Narbay, şöyle devam etti: “100 birim ciro için 25 birim ser­maye kullanan sektörümüzde, bu sermayenin yüzde 70’ini yabancı kaynak (kredi), yüzde 30’unu ise öz kaynak oluşturuyor. Öz kay­nak kullanımı, cironun yüzde 7.5'i oranında. Dolayısıyla sektörümüz için bu zararın anlamı; şirketleri­mizin öz kaynaklarını bu yıl içe­risinde tüketeceği, iflas ve kon­kordato süreçlerinin hızlanarak yaşanacağıdır.”

“Faiz enflasyonun nedeni haline geldi”

 Geçen yıl döviz kur sepeti yüzde 16.1 yükselirken enflasyonun yüzde 44 arttığını belirten Torgay Narbay, “Programın temelinde kuru baskılayarak enflasyonu düşürmek, bu gerekçe ile yüksek faiz vermek olsa da geldiğimiz noktada faiz, enflasyonun sebebi haline gelmiş ve program istenilen başarıya üzerinden iki yıl geçmesine rağmen ulaşamadı.

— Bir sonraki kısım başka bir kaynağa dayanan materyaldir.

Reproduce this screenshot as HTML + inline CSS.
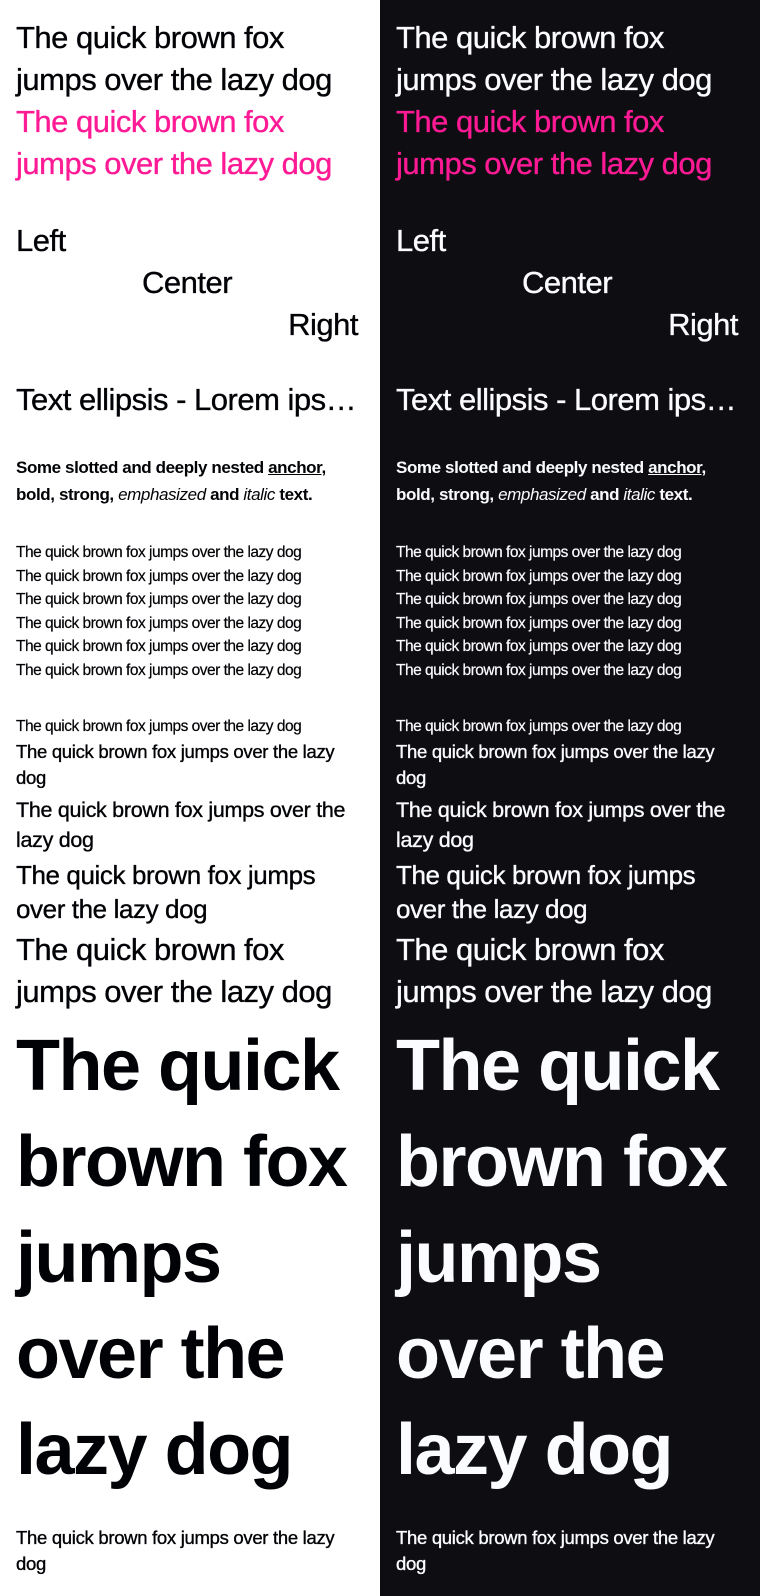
<!DOCTYPE html>
<html><head><meta charset="utf-8"><style>
*{margin:0;padding:0;box-sizing:border-box}
body{width:760px;height:1596px;display:flex;font-family:"Liberation Sans",sans-serif;overflow:hidden}
.col{width:380px;height:1596px;padding:17px 22px 0 16px}
.l{background:#fff;color:#010205;-webkit-text-stroke:0.35px #010205}
.d{background:#0e0e12;color:#fbfcff;-webkit-text-stroke:0.35px #fbfcff}
.h{font-size:31px;line-height:42px;letter-spacing:-0.5px}
.l .pink,.d .pink{color:#ff1a95;-webkit-text-stroke:0.35px #ff1a95}
.ell{white-space:nowrap;overflow:hidden;text-overflow:ellipsis}
.s{font-size:17px;line-height:27px;font-weight:bold;letter-spacing:-0.4px;-webkit-text-stroke:0 !important}
.s a{color:inherit}
.x{font-size:15.5px;line-height:23.5px;letter-spacing:-0.5px;-webkit-text-stroke:0.2px !important}
.m1{font-size:18.5px;line-height:26px;letter-spacing:-0.3px}
.m2{font-size:21.5px;line-height:30px;letter-spacing:-0.3px;margin-top:4px}
.m3{font-size:26px;line-height:34px;letter-spacing:-0.4px;margin-top:3px}
.hh{margin-top:3px}
.g{font-size:72px;line-height:96px;letter-spacing:-1.5px;font-weight:bold;-webkit-text-stroke:0 !important;margin-top:5px}
.b{font-size:18.5px;line-height:26px;letter-spacing:-0.3px}
</style></head><body>
<div class="col l">
<p class="h">The quick brown fox jumps over the lazy dog</p>
<p class="h pink">The quick brown fox jumps over the lazy dog</p>
<div style="height:35px"></div>
<p class="h">Left</p>
<p class="h" style="text-align:center">Center</p>
<p class="h" style="text-align:right">Right</p>
<div style="height:33px"></div>
<p class="h ell">Text ellipsis - Lorem ipsum dolor sit amet</p>
<div style="height:33px"></div>
<p class="s">Some slotted and deeply nested <a href="#">anchor</a>, <b>bold</b>, <strong>strong</strong>, <em style="font-weight:normal">emphasized</em> and <i style="font-weight:normal">italic</i> text.</p>
<div style="height:33px"></div>
<p class="x">The quick brown fox jumps over the lazy dog</p>
<p class="x">The quick brown fox jumps over the lazy dog</p>
<p class="x">The quick brown fox jumps over the lazy dog</p>
<p class="x">The quick brown fox jumps over the lazy dog</p>
<p class="x">The quick brown fox jumps over the lazy dog</p>
<p class="x">The quick brown fox jumps over the lazy dog</p>
<div style="height:33px"></div>
<p class="x">The quick brown fox jumps over the lazy dog</p>
<p class="m1">The quick brown fox jumps over the lazy dog</p>
<p class="m2">The quick brown fox jumps over the lazy dog</p>
<p class="m3">The quick brown fox jumps over the lazy dog</p>
<p class="h hh">The quick brown fox jumps over the lazy dog</p>
<p class="g">The quick brown fox jumps over the lazy dog</p>
<div style="height:27px"></div>
<p class="b">The quick brown fox jumps over the lazy dog</p>
</div>
<div class="col d">
<p class="h">The quick brown fox jumps over the lazy dog</p>
<p class="h pink">The quick brown fox jumps over the lazy dog</p>
<div style="height:35px"></div>
<p class="h">Left</p>
<p class="h" style="text-align:center">Center</p>
<p class="h" style="text-align:right">Right</p>
<div style="height:33px"></div>
<p class="h ell">Text ellipsis - Lorem ipsum dolor sit amet</p>
<div style="height:33px"></div>
<p class="s">Some slotted and deeply nested <a href="#">anchor</a>, <b>bold</b>, <strong>strong</strong>, <em style="font-weight:normal">emphasized</em> and <i style="font-weight:normal">italic</i> text.</p>
<div style="height:33px"></div>
<p class="x">The quick brown fox jumps over the lazy dog</p>
<p class="x">The quick brown fox jumps over the lazy dog</p>
<p class="x">The quick brown fox jumps over the lazy dog</p>
<p class="x">The quick brown fox jumps over the lazy dog</p>
<p class="x">The quick brown fox jumps over the lazy dog</p>
<p class="x">The quick brown fox jumps over the lazy dog</p>
<div style="height:33px"></div>
<p class="x">The quick brown fox jumps over the lazy dog</p>
<p class="m1">The quick brown fox jumps over the lazy dog</p>
<p class="m2">The quick brown fox jumps over the lazy dog</p>
<p class="m3">The quick brown fox jumps over the lazy dog</p>
<p class="h hh">The quick brown fox jumps over the lazy dog</p>
<p class="g">The quick brown fox jumps over the lazy dog</p>
<div style="height:27px"></div>
<p class="b">The quick brown fox jumps over the lazy dog</p>
</div>
</body></html>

Aslında enflasyonu düşürmek için kuru baskılayan ve bunu yüksek faiz ile gerçekleştirmeye çalışan Merkez Bankası, maalesef yaptığı uygulama ile enflasyona neden oluyor. Sadece döviz kurunu baskılayarak ilerleyen bu süreç, enflasyonun istenilen hızda düşürülememesi nedeniyle ihracatçıyı giderek çıkmaza sürüklerken ithalatçıyı ve carry trade yapanları ise ihya eden bir politika seti haline geldi” değerlendirmesini yaptı.

Narbay’a göre faiz, 3 şekilde enflasyon yaratıyor

1-Forward, kur vasıtası ile ithal ürünlerin fiyatına giriyor ve ürün fiyatlarını yükseltiyor.

2-İç pazar, vadeli satışlarda ticari faiz ile ürün fiyatına giriyor ve ürün fiyatlarını yükseltiyor.

3-Yüksek faiz, yüksek emisyon yaratıyor, parasal genişleme de enflasyonun yükselmesine neden oluyor.

Acilen devreye alınması gereken 4 talep

1-Döviz kuru enflasyonla paralel hale getirilmeli ya da ihracatçılara net ihracatlarının yüzde 10’u kadar döviz dönüşüm desteği verilmeli.

2-Eriyen işletme sermayeleri, referans faizin yarısı kadar uzun vadeli kredilerle tamamlanmalı, reeskont kredilerinde faiz tahsilatı dönem sonunda yapılmalı, Eximbank teminat oranları düşürülmeli ve KGF devreye alınmalı.

3-Ölçek gözetmeksizin tüm firmalara çalışan başı 2 bin 500 TL destek sağlanmalı. Asgari ücret destekleri bölgesel gelişmişliğe göre düzenlenmeli.

4-Eximbank kredi destekleri 2018 seviyesine (yüzde 16) çıkarılmalı, vadeler uzatılmalı ve limitler yükseltilmeli.